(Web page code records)

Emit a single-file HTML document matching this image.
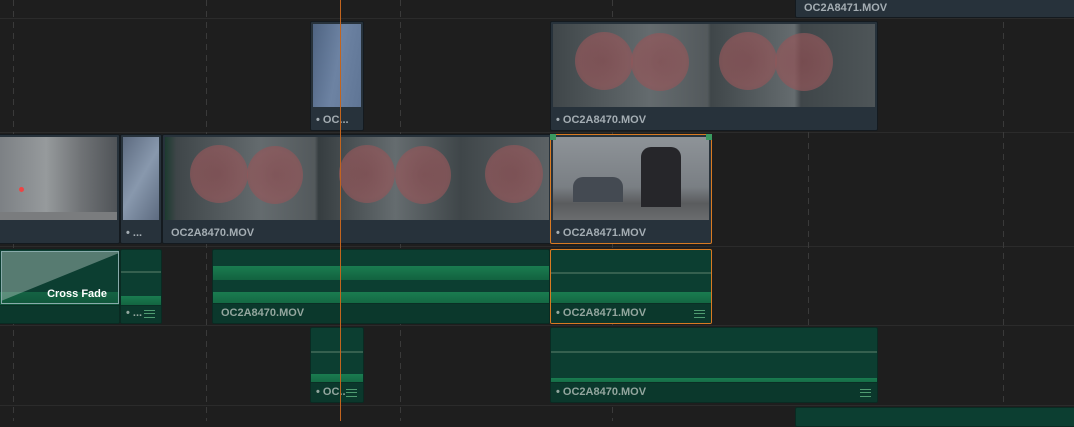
<!DOCTYPE html>
<html><head><style>
*{margin:0;padding:0;box-sizing:border-box}
body{width:1074px;height:421px;background:#1e1e1e;position:relative;overflow:hidden;font-family:"Liberation Sans",sans-serif;font-weight:bold;}
.a{position:absolute}
.hl{position:absolute;left:0;width:1074px;height:1px;background:#2b2b2b}
.vd{position:absolute;top:0;width:1px;height:421px;background:repeating-linear-gradient(#3a3a3a 0 6px,transparent 6px 11px)}
.v{position:absolute;background:#27323b;border:1px solid #141a1f;border-radius:2px}
.th{position:absolute;left:2px;right:2px;top:2px;bottom:23px;overflow:hidden;background:#5b6366}
.lb{position:absolute;left:5px;bottom:4px;font-size:11px;color:#a4adb3;white-space:nowrap}
.au{position:absolute;background:#0c3e31;border:1px solid #0a2a22;border-radius:2px;overflow:hidden}
.au .ln{position:absolute;left:0;right:0;height:2px;background:#35604f}
.au .bar{position:absolute;left:0;right:0;bottom:0;height:20px;background:#0b382c;border-top:1px solid #0a2f25}
.au .lb{color:#93a69e}
.wf{position:absolute;left:0;right:0;background:linear-gradient(#1a7c50,#12623f)}
.rc{position:absolute;border-radius:50%;background:radial-gradient(circle,#8e4f53 0%,#94575a 60%,#7f5559 100%);opacity:.7}
.menu{position:absolute;right:6px;bottom:5px;width:11px;height:8px;border-top:1px solid #8ea;border-bottom:1px solid #8ea;opacity:.55}
.menu:after{content:"";position:absolute;left:0;right:0;top:2px;height:1px;background:#8ea}
</style></head><body>
<div class="hl" style="top:18px"></div>
<div class="hl" style="top:132px"></div>
<div class="hl" style="top:246px"></div>
<div class="hl" style="top:325px"></div>
<div class="hl" style="top:405px"></div>
<div class="vd" style="left:13px"></div>
<div class="vd" style="left:206px"></div>
<div class="vd" style="left:400px"></div>
<div class="vd" style="left:612px"></div>
<div class="vd" style="left:808px"></div>
<div class="vd" style="left:1003px"></div>

<div class="v" style="left:795px;top:-2px;width:282px;height:20px"><div class="lb" style="left:8px;bottom:3px">OC2A8471.MOV</div></div>

<div class="v" style="left:310px;top:21px;width:54px;height:110px">
 <div class="th" style="background:linear-gradient(100deg,#4f6482,#6d83a3 50%,#5f7595)"></div>
 <div class="lb">• OC...</div></div>
<div class="v" style="left:550px;top:21px;width:328px;height:110px">
 <div class="th" style="background:linear-gradient(90deg,#3f4649,#646b6e 30%,#53595c 48%,#3f4649 49%,#656c6f 75%,#3f4649 77%,#4e5558)">
  <div class="rc" style="left:22px;top:8px;width:58px;height:58px"></div>
  <div class="rc" style="left:78px;top:9px;width:58px;height:58px"></div>
  <div class="rc" style="left:166px;top:8px;width:58px;height:58px"></div>
  <div class="rc" style="left:222px;top:9px;width:58px;height:58px"></div>
 </div>
 <div class="lb">• OC2A8470.MOV</div></div>

<div class="v" style="left:-4px;top:134px;width:124px;height:110px">
 <div class="th" style="background:linear-gradient(90deg,#7c8084,#969a9c 40%,#6f7275 70%,#505458)"><div class="a" style="left:0;bottom:0;width:120px;height:8px;background:#7a7c7e"></div><div class="a" style="left:20px;top:50px;width:5px;height:5px;border-radius:50%;background:#e44"></div></div></div>
<div class="v" style="left:120px;top:134px;width:42px;height:110px">
 <div class="th" style="background:linear-gradient(120deg,#5d6b80,#8898ad 50%,#5d6b80)"></div>
 <div class="lb">• ...</div></div>
<div class="v" style="left:162px;top:134px;width:390px;height:110px">
 <div class="th" style="background:linear-gradient(90deg,#1d3b30 0,#3f4649 3%,#646b6e 25%,#53595c 39%,#363d40 40%,#656c6f 60%,#3f4649 77%,#5c6265)">
  <div class="rc" style="left:25px;top:8px;width:58px;height:58px"></div>
  <div class="rc" style="left:82px;top:9px;width:56px;height:58px"></div>
  <div class="rc" style="left:174px;top:8px;width:56px;height:58px"></div>
  <div class="rc" style="left:230px;top:9px;width:56px;height:58px"></div>
  <div class="rc" style="left:320px;top:8px;width:58px;height:58px"></div>
 </div>
 <div class="lb" style="left:8px">OC2A8470.MOV</div></div>
<div class="v" style="left:550px;top:134px;width:162px;height:110px;border:1px solid #d87a22">
 <div class="th" style="background:linear-gradient(180deg,#8e9398,#7a7f84 60%,#5a5c5e 80%,#6a6c6e)">
  <div class="a" style="left:88px;top:10px;width:40px;height:60px;background:#26262a;border-radius:10px 10px 0 0"></div>
  <div class="a" style="left:20px;top:40px;width:50px;height:25px;background:#444a52;border-radius:10px 10px 0 0"></div>
 </div>
 <div class="a" style="left:-1px;top:-1px;width:6px;height:6px;background:#3a9a60"></div>
 <div class="a" style="right:-1px;top:-1px;width:6px;height:6px;background:#3a9a60"></div>
 <div class="lb">• OC2A8471.MOV</div></div>

<div class="au" style="left:-4px;top:249px;width:124px;height:75px">
 <div class="wf" style="top:42px;height:14px;opacity:.6"></div>
 <svg class="a" style="left:4px;top:1px" width="118" height="53"><polygon points="0,0 118,0 118,2 0,50" fill="rgba(180,198,192,.45)"/><rect x="0.5" y="0.5" width="117" height="52" fill="none" stroke="#8aa"/></svg>
 <div class="a" style="right:12px;top:38px;font-size:11px;color:#fff">Cross Fade</div>
 <div class="bar" style="height:18px"></div></div>
<div class="au" style="left:120px;top:249px;width:42px;height:75px">
 <div class="ln" style="top:21px"></div><div class="wf" style="top:46px;height:10px"></div>
 <div class="bar" style="height:18px"></div><div class="lb">• ...</div><div class="menu"></div></div>
<div class="au" style="left:212px;top:249px;width:338px;height:75px">
 <div class="ln" style="top:23px"></div>
 <div class="wf" style="top:16px;height:14px"></div>
 <div class="wf" style="top:42px;height:15px"></div>
 <div class="bar"></div><div class="lb" style="left:8px">OC2A8470.MOV</div></div>
<div class="au" style="left:550px;top:249px;width:162px;height:75px;border:1px solid #d87a22">
 <div class="ln" style="top:22px"></div><div class="wf" style="top:42px;height:14px"></div>
 <div class="bar"></div><div class="lb">• OC2A8471.MOV</div><div class="menu"></div></div>

<div class="au" style="left:310px;top:327px;width:54px;height:76px">
 <div class="ln" style="top:23px"></div><div class="wf" style="top:46px;height:12px"></div>
 <div class="bar"></div><div class="lb">• OC..</div><div class="menu"></div></div>
<div class="au" style="left:550px;top:327px;width:328px;height:76px">
 <div class="ln" style="top:23px"></div><div class="wf" style="top:50px;height:7px"></div>
 <div class="bar"></div><div class="lb">• OC2A8470.MOV</div><div class="menu"></div></div>

<div class="au" style="left:795px;top:407px;width:282px;height:20px"></div>

<div class="a" style="left:340px;top:0;width:1px;height:421px;background:#c2641e"></div>
</body></html>
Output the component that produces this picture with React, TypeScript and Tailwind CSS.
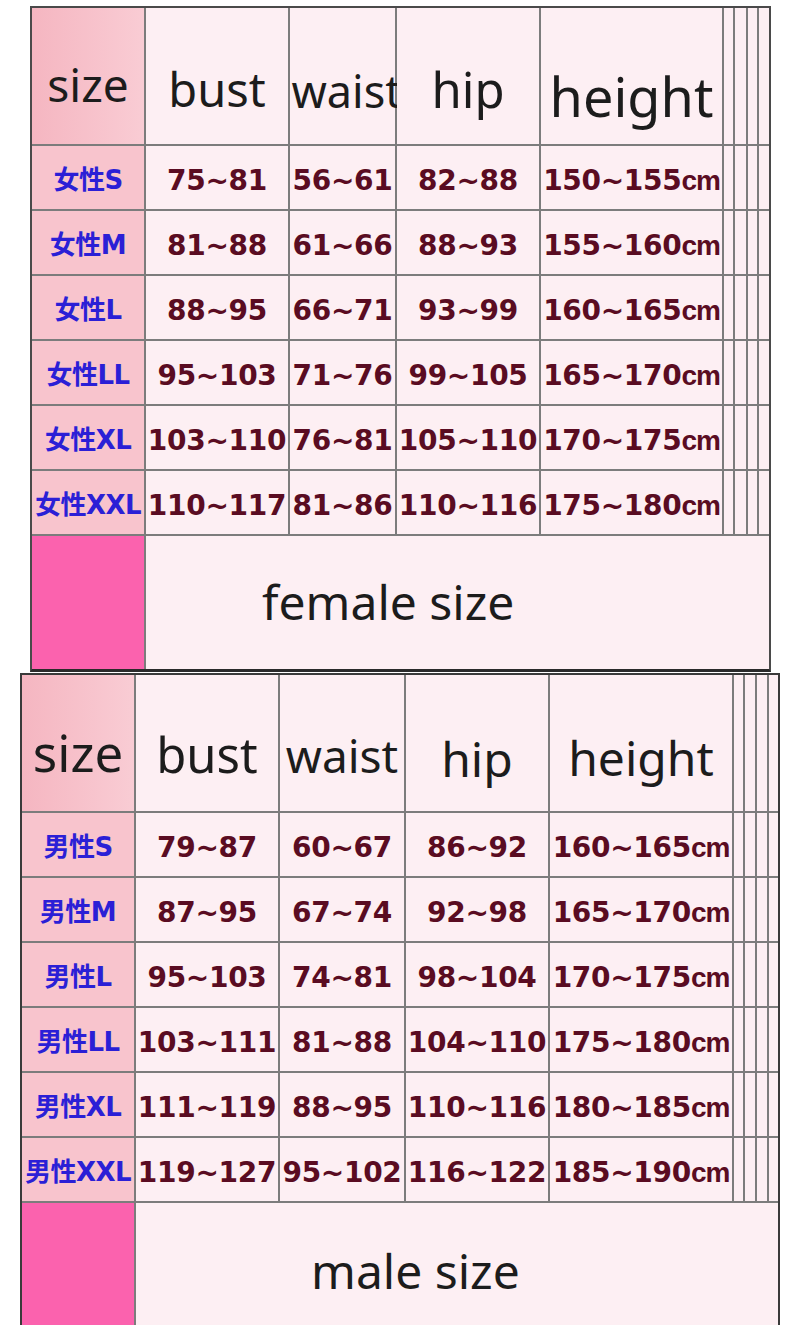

# [WRITTEN TASK]
Tally how many lines of the data include the word "this". Write the number and nothing else.

# [WRITTEN SOLUTION]
2